The Search Service queries the Elasticsearch index for jobs matching the search criteria.
The Search Service returns the search results to the API Gateway.
The API Gateway sends the results to the user's web interface.

In the background, the Recommendation Service analyzes the user's search query and updates their job recommendations.

Also, why not try solving this problem yourself here

FAQs

1. How do you handle job postings from different sources with varying formats?

Standardize the data format using a common schema. Implement data transformation pipelines to convert job postings from different sources into the standardized format.

2. How do you ensure the search results are relevant?

Use advanced search algorithms that consider factors like keyword relevance, location proximity, and user preferences. Implement machine learning models to rank search results based on relevance.

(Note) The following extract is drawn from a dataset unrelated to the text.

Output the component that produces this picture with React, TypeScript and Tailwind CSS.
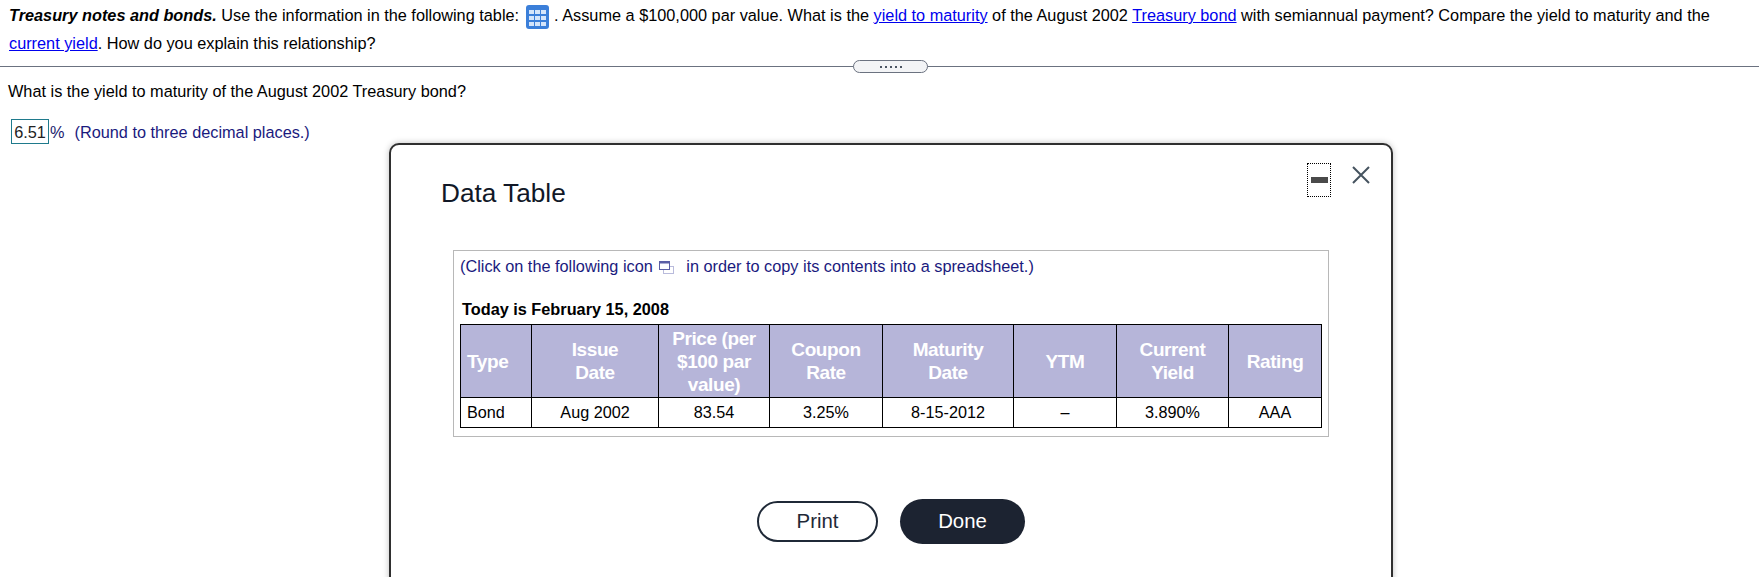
const font = "font-['Liberation_Sans',Arial,sans-serif]";

function GridIcon() {
  return (
    <svg width="23" height="24" viewBox="0 0 23 24" className="inline-block align-middle ml-[7px] mr-[5px] -my-[4px]">
      <rect x="0" y="0" width="23" height="24" rx="3" fill="#3b7fd9" />
      {[5, 11, 17].map((y) =>
        [3, 9, 15].map((x) => <rect key={`${x}-${y}`} x={x} y={y} width="5" height="4" fill="#d5e5fa" />)
      )}
    </svg>
  );
}

function CopyIcon() {
  return (
    <svg width="16" height="14" viewBox="0 0 16 14" className="inline-block align-middle mx-[2px]">
      <rect x="4.5" y="5.5" width="10" height="7" fill="#fff" stroke="#b9bbdc" />
      <rect x="0.5" y="0.5" width="10" height="8" fill="#fff" stroke="#5b5fa5" />
      <rect x="0.5" y="0.5" width="10" height="2" fill="#5b5fa5" />
    </svg>
  );
}

const Link = ({ children }: { children: React.ReactNode }) => (
  <a className="text-[#0000ee] underline">{children}</a>
);

const cols = [71, 127, 111, 113, 131, 103, 112, 93];
const heads = [
  <>Type</>,
  <>Issue<br />Date</>,
  <>Price (per<br />$100 par<br />value)</>,
  <>Coupon<br />Rate</>,
  <>Maturity<br />Date</>,
  <>YTM</>,
  <>Current<br />Yield</>,
  <>Rating</>,
];
const vals = ["Bond", "Aug 2002", "83.54", "3.25%", "8-15-2012", "–", "3.890%", "AAA"];

export default function App() {
  return (
    <div className={`${font} relative h-[577px] overflow-hidden bg-white text-[16.3px] text-black`}>
      <div className="pl-[9px] pr-4 pt-[1px] leading-[28px] whitespace-nowrap">
        <p>
          <b><i>Treasury notes and bonds.</i></b> Use the information in the following table:
          <GridIcon />. Assume a $100,000 par value. What is the <Link>yield to maturity</Link> of the August 2002{" "}
          <Link>Treasury bond</Link> with semiannual payment? Compare the yield to maturity and the
          <br />
          <Link>current yield</Link>. How do you explain this relationship?
        </p>
      </div>

      <div className="relative mt-[9px] h-[1px] bg-[#6b7280]">
        <div className="absolute left-[853px] top-[-6px] flex h-[13px] w-[75px] items-center justify-center gap-[3px] rounded-full border border-[#6b7280] bg-[#f3f4f6]">
          {[0, 1, 2, 3, 4].map((i) => (
            <span key={i} className="h-[2px] w-[2px] bg-[#4b5563]" />
          ))}
        </div>
      </div>

      <p className="mt-[14px] pl-[8px] leading-[20px]">What is the yield to maturity of the August 2002 Treasury bond?</p>

      <div className="mt-[18px] flex items-center pl-[11px] leading-[20px]">
        <span className="flex h-[25px] w-[38px] items-center justify-center border border-[#1f7a8c] text-[#222]">6.51</span>
        <span className="ml-[1px] text-[#1a1a6e]">%</span>
        <span className="ml-[10px] text-[#1a1a7e]">(Round to three decimal places.)</span>
      </div>

      <div className="absolute left-[389px] top-[143px] h-[560px] w-[1004px] rounded-[10px] border-2 border-[#2f2f2f] bg-white shadow-[0_0_6px_rgba(0,0,0,0.25)]">
        <div className="absolute left-[916px] top-[18px] flex h-[34px] w-[24px] items-center justify-center border border-dotted border-black">
          <span className="h-[6px] w-[17px] bg-[#4a4a4a]" />
        </div>
        <svg className="absolute left-[960px] top-[20px]" width="20" height="20" viewBox="0 0 20 20" fill="none" stroke="#45535f" strokeWidth="2">
          <path d="M2 2 L18 18 M18 2 L2 18" />
        </svg>

        <h2 className="ml-[50px] mt-[32px] text-[26.2px] leading-[32px] text-[#111827]">Data Table</h2>

        <div className="ml-[62px] mt-[41px] h-[187px] w-[876px] border border-[#b8b8b8] pl-[6px] pr-[6px]">
          <p className="mt-[5px] leading-[20px] text-[#1a1a7e]">
            (Click on the following icon <CopyIcon />
            <span className="ml-[9px]">in order to copy its contents into a spreadsheet.)</span>
          </p>
          <p className="ml-[2px] mt-[23px] font-bold leading-[20px]">Today is February 15, 2008</p>
          <table className="mt-[5px] table-fixed border-collapse border-[1.5px] border-black" style={{ width: 861 }}>
            <colgroup>
              {cols.map((w, i) => (
                <col key={i} style={{ width: w }} />
              ))}
            </colgroup>
            <tbody>
              <tr className="h-[73px] bg-[#b6b5d9]">
                {heads.map((h, i) => (
                  <th
                    key={i}
                    className={`border border-black text-[19px] font-bold leading-[23px] tracking-[-0.4px] text-white ${i === 0 ? "pl-[6px] text-left" : "text-center"}`}
                  >
                    {h}
                  </th>
                ))}
              </tr>
              <tr className="h-[30px]">
                {vals.map((v, i) => (
                  <td key={i} className={`border border-black text-[16.2px] ${i === 0 ? "pl-[6px] text-left" : "text-center"}`}>
                    {v}
                  </td>
                ))}
              </tr>
            </tbody>
          </table>
        </div>

        <div className="mt-[62px] flex items-center pl-[366px]">
          <button className="h-[41px] w-[121px] rounded-full border-[2.5px] border-[#1f2937] bg-white text-[20.4px] text-[#1f2937]">Print</button>
          <button className="ml-[22px] h-[45px] w-[125px] rounded-full bg-[#1c2331] text-[20.4px] text-white">Done</button>
        </div>
      </div>
    </div>
  );
}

3. How do you handle spam and fraudulent job postings?

Implement automated spam detection algorithms. Use manual review processes to verify job postings. Implement user reporting mechanisms to flag suspicious job postings.

4. How does Coudo AI fit into this learning path?

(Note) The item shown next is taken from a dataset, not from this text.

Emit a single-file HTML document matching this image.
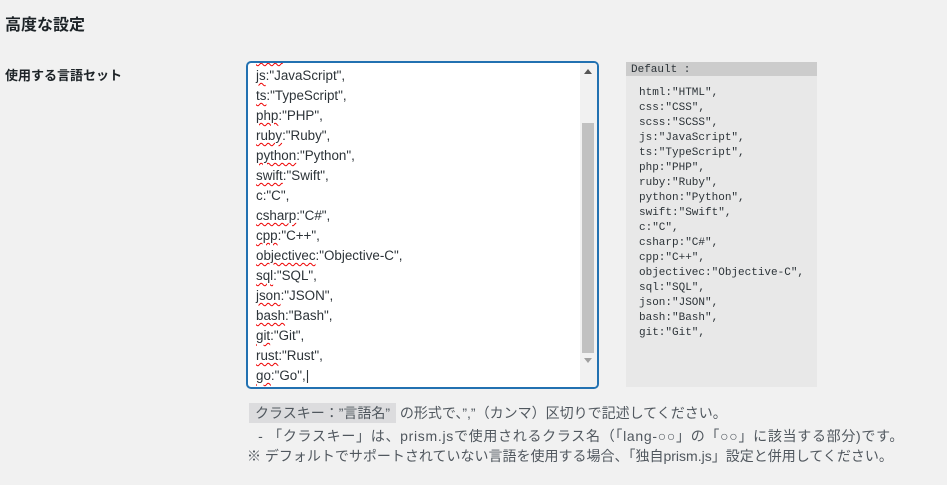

It’s a platform where you can test your system design knowledge with real-world problems. You can solve coding problems and get feedback, covering both architectural thinking and detailed implementation.

Closing Thoughts

Designing a job search platform is a complex task that requires careful planning and consideration of various factors. By breaking the platform into microservices, using a well-designed database schema, and implementing scalability strategies, you can build a robust and efficient system. If you want to deepen your understanding and test your skills, check out the problems on Coudo AI. They offer challenges that push you to think big and then zoom in, which is a great way to sharpen both your system design and low-level design skills.

Remember, the key is to start with a clear understanding of the requirements and then iterate on the design based on feedback and testing. With the right approach, you can create a job search platform that helps millions of people find their dream jobs.